Task to complete - List, from the lines below, each one with "this" in it.
---*---
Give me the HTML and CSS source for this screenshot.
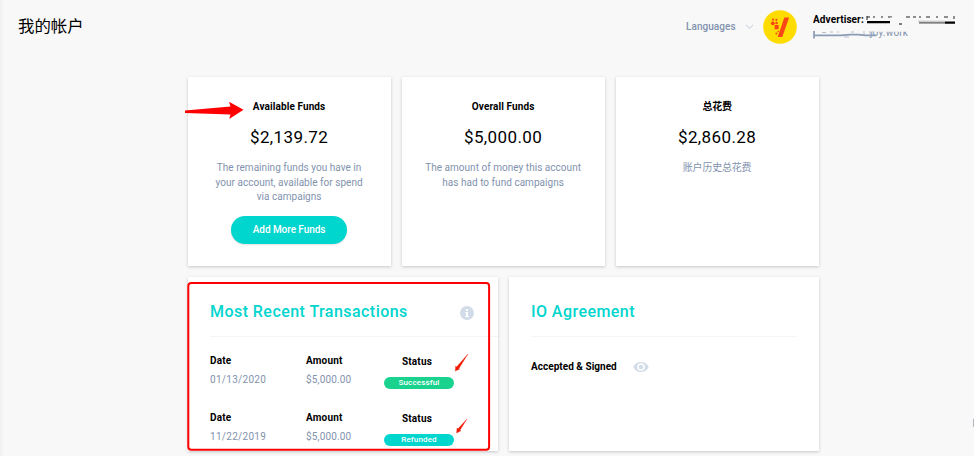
FILE: index.html
```html
<!DOCTYPE html>
<html lang="zh-CN">
<head>
<meta charset="utf-8">
<title>我的帐户</title>
<link rel="stylesheet" href="styles.css">
</head>
<body>
<header class="top">
  <h1>我的帐户</h1>
  <div class="languages"><span>Languages</span>
    <svg width="9" height="6" viewBox="0 0 9 6"><path d="M1 .8 4.5 4.5 8 .8" fill="none" stroke="#d0d9e4" stroke-width="1.1"/></svg>
  </div>
  <svg class="avatar" width="34" height="34" viewBox="0 0 34 34">
    <circle cx="17" cy="17" r="16.8" fill="#ffdc00"/>
    <path d="M21.3 7.5h4.8L19.3 27h-4.6z" fill="#fa4616"/>
    <path d="m10 7.8 1.5 2.6H8.6zM11.6 15h4v4.2h-4z" fill="#fa4616"/>
    <circle cx="13.4" cy="9.8" r="1.1" fill="#fa4616"/><circle cx="9.8" cy="13.3" r="1.9" fill="#fa4616"/><circle cx="13.6" cy="13" r="1.3" fill="#fa4616"/><circle cx="13.4" cy="23.4" r="1" fill="#fa4616"/><circle cx="15.3" cy="21.5" r=".8" fill="#fa4616"/>
  </svg>
  <div class="account">
    <div class="advertiser">Advertiser:</div>
    <div class="domain">joy.work</div>
    <svg class="redaction" width="150" height="28" viewBox="0 0 150 28">
      <path d="M56 14h46v4.8H56z" fill="#f8f8f8"/>
      <path d="M54 3v4M54 4h3M60 4h2M68 4h2M76 3v2M78 3v1.5M93 4h4M100 4h3M106 4h2M113 4h4M123 4h2M131 4h2M134 3v2M141 3v3" fill="none" stroke="#222" stroke-width="1"/>
      <path d="M54 9.2h23M132 9.7h10" stroke="#000" stroke-width="2.2"/>
      <path d="M86 11h3M106 9.8h26" stroke="#555" stroke-width="1.3"/>
      <path d="M105 8.2h27" stroke="#bbb" stroke-width="1"/>
      <path d="M1 18v7.5M1 22.4h27l9-.8h8l8 .8h10" fill="none" stroke="#8b9bb5" stroke-width="1.7"/>
      <path d="M9 19.5h4M17 19h3M24 19h2M31 24h5M38 19h3M51 18v3M57 18v3M60 18v3" fill="none" stroke="#b4bfd0" stroke-width="1"/>
    </svg>
  </div>
</header>
<main>
  <section class="funds">
    <article class="card fund"><h2>Available Funds</h2><strong>$2,139.72</strong><p>The remaining funds you have in<br>your account, available for spend<br>via campaigns</p><button>Add More Funds</button></article>
    <article class="card fund"><h2>Overall Funds</h2><strong>$5,000.00</strong><p>The amount of money this account<br>has had to fund campaigns</p></article>
    <article class="card fund"><h2 class="cjk">总花费</h2><strong>$2,860.28</strong><p class="cjk">账户历史总花费</p></article>
  </section>
  <section class="details">
    <article class="card panel transactions">
      <div class="panel-head"><h3>Most Recent Transactions</h3>
        <svg width="14" height="14" viewBox="0 0 14 14"><circle cx="7" cy="7" r="7" fill="#d2dce8"/><path d="M6 3h2v2H6zM5.2 6H8v4h.9v1.1H5.2V10H6V7h-.8z" fill="#fff"/></svg>
      </div>
      <div class="row"><div><b>Date</b><span>01/13/2020</span></div><div><b>Amount</b><span class="money">$5,000.00</span></div><div class="status"><b>Status</b><i class="success">Successful</i></div></div>
      <div class="row"><div><b>Date</b><span>11/22/2019</span></div><div><b>Amount</b><span class="money">$5,000.00</span></div><div class="status"><b>Status</b><i>Refunded</i></div></div>
    </article>
    <article class="card panel">
      <div class="panel-head"><h3>IO Agreement</h3></div>
      <div class="signed"><b>Accepted &amp; Signed</b>
        <svg width="16" height="12" viewBox="0 0 16 12"><path d="M.3 6C3.2-.7 12.8-.7 15.7 6 12.8 12.7 3.2 12.7.3 6z" fill="#d2dce8"/><circle cx="8" cy="6" r="3" fill="#d2dce8" stroke="#fff" stroke-width="1.6"/></svg>
      </div>
    </article>
  </section>
</main>
<svg class="annotations" width="974" height="456" viewBox="0 0 974 456">
  <path d="M185 110.4 230.5 106.5 229 101.8 243.5 109.8 229.2 119 230.5 114.4 185 112.9z" fill="#f00"/>
  <rect x="188.3" y="283" width="300.8" height="166.7" rx="3" fill="none" stroke="#f00" stroke-width="2"/>
  <path d="m468 354-9.3 14.8 1.2.2-4.7 2 .5-5 .8.9zM467 419l-7.2 11.4 1.2.4-4.4 2.2.4-5 1 .8z" fill="#f21800" stroke="#f21800" stroke-width=".3"/>
</svg>
<div class="edge-handle"></div>
</body>
</html>
```
FILE: styles.css
```css
* { box-sizing: border-box; }
body { margin: 0; width: 974px; height: 456px; overflow: hidden; position: relative; background: linear-gradient(90deg, #f0f0f0, #f8f8f8 4px); font-family: Roboto, "Noto Sans CJK SC", sans-serif; font-size: 10px; color: #000; }
h1, h2, h3, p { margin: 0; font-weight: 400; }
svg { display: block; flex: none; }
.top { height: 77px; display: flex; align-items: flex-start; }
.top h1 { width: 668px; padding-left: 18px; margin-top: 13px; font: 16.4px/24px "Noto Sans CJK SC", sans-serif; }
.languages { width: 77px; margin: 21px 0 0 18px; display: flex; align-items: center; gap: 9px; color: #8292ad; line-height: 12px; font-weight: 500; letter-spacing: .05px; }
.languages span { width: 50px; }
.avatar { margin: 10px 16px 0 0; }
.account { position: relative; width: 150px; padding-top: 14px; }
.advertiser { font-weight: 700; line-height: 12px; letter-spacing: .1px; }
.domain { padding-left: 57px; color: #8292ad; line-height: 14px; letter-spacing: .2px; }
.redaction { position: absolute; left: 0; top: 13px; }
main { width: 631px; margin-left: 187.6px; }
.funds, .details { display: grid; gap: 11px; }
.funds { grid-template-columns: repeat(3, 1fr); }
.details { grid-template-columns: repeat(2, 1fr); margin-top: 11px; }
.card { background: #fff; box-shadow: 0 1px 3px rgba(0,0,0,.2); }
.fund { height: 189px; padding-top: 23px; display: flex; flex-direction: column; align-items: center; text-align: center; }
.fund h2 { font-size: 10px; font-weight: 700; line-height: 14px; letter-spacing: .1px; }
.fund strong { margin-top: 12px; font-size: 17px; line-height: 22px; font-weight: 400; letter-spacing: .4px; }
.fund p { margin-top: 13px; line-height: 14.6px; color: #8292ad; letter-spacing: .03px; }
.fund .cjk { letter-spacing: -.2px; }
.fund button { width: 116px; height: 28px; margin-top: 11px; border: 0; border-radius: 14px; background: #00d5ce; box-shadow: 0 1px 2px rgba(0,0,0,.12); color: #fff; font: 500 10px/28px Roboto, sans-serif; letter-spacing: -.05px; padding: 0; }
.panel { height: 174px; padding-left: 22.4px; }
.panel-head { width: 266px; height: 60px; padding-top: 25px; display: flex; justify-content: space-between; align-items: flex-start; border-bottom: 1px solid #f5f5f5; }
.transactions .panel-head { width: auto; padding-right: 24px; }
.panel-head svg { margin-top: 4px; }
.panel-head h3 { font-size: 16px; line-height: 20px; font-weight: 500; color: #00d5ce; letter-spacing: .45px; }
.row { height: 57px; padding-top: 17px; display: grid; grid-template-columns: 96px 78px 70px; }
.row b, .row span { display: block; line-height: 14px; letter-spacing: .2px; }
.row span { margin-top: 5px; color: #8292ad; letter-spacing: .3px; }
.row .money { letter-spacing: .15px; }
.status { padding-top: 1px; }
.status b { padding-right: 4px; text-align: center; }
.status i { display: block; width: 70px; height: 12px; margin-top: 8px; border-radius: 6px; background: #00d5ce; color: #fff; text-align: center; font: 500 8px/12px Roboto, sans-serif; letter-spacing: .15px; }
.status .success { background: #19d28e; }
.signed { display: flex; align-items: center; gap: 16px; height: 14px; margin-top: 22px; letter-spacing: .03px; }
.signed svg { margin-top: 2px; }
.annotations { position: absolute; left: 0; top: 0; pointer-events: none; }
.edge-handle { position: absolute; right: 0; top: 419px; width: 1px; height: 8px; background: #b5b5c2; }
```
---*---
Exercise answer -
Give me the HTML and CSS source for this screenshot.
    <article class="card fund"><h2>Overall Funds</h2><strong>$5,000.00</strong><p>The amount of money this account<br>has had to fund campaigns</p></article>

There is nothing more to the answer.